Si j’allais très imprudemment
Troubler vos séances secrètes,
Que diriez-vous d’un chat huant
Introduit entre deux fauvettes ?
Cependant je veux savoir qui soupe entre madame de Choiseul et vous, qui en est digne, qui soutient encore l’honneur du siècle. Que voulez-vous que je vous dise ? Hélas ! toutes nos petites consolations ne sont encore que des emplâtres sur la blessure de la vie. Mais, dans votre malheur, vous avez du moins le meilleur des remèdes ; et, puisque vous existez, qu’y a-t-il de mieux que de consumer quelques moments de cette existence douloureuse et passagère avec des amis qui sont au-dessus du commun des hommes ? Vous m’avez donné une grande satisfaction en m’apprenant que le président a repris son âme.

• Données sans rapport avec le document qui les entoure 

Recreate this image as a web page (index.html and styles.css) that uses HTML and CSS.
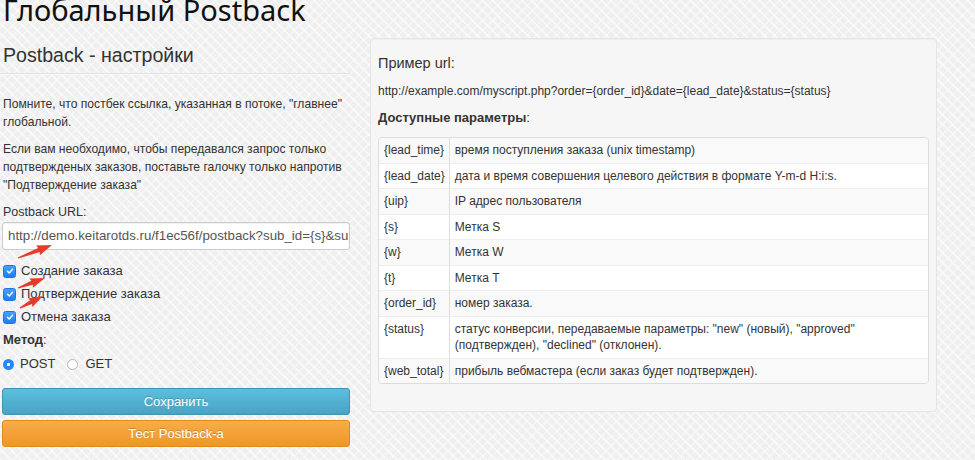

Hélas ! qu’a-t-il pu ressaisir
De cette âme qui sut vous plaire ?
Quelque faible ressouvenir,
Et quelque image bien légère,
Qui ne revient que pour s’enfuir
A-t-il du moins quelque désir,
Même encor sans le satisfaire ?
A-t-il quelque ombre de plaisir ?
Voilà notre importante affaire.
Qu’on a peu de temps pour jouir !
Et la jouissance est un songe.
Du néant tout semble sortir,
Dans le néant tout se replonge.
Plus d’un bel esprit nous l’a dit ;
Un autre Hénault (3) et Deschoulière,
Chapelle et Chaulieu, l’ont écrit
L’antiquité, leur devancière,
Mille fois nous en avertit ;
La Sorbonne dit le contraire :
A ces messieurs rien n’est voilé ;
Et quand la Sorbonne a parlé,
Les beaux esprits doivent se taire.
Dites, je vous en conjure, au délabré président, combien je m’intéresse à son âme aimable. La mienne prend la liberté d’embrasser la vôtre. Adieu, madame ; vivons comme nous pourrons.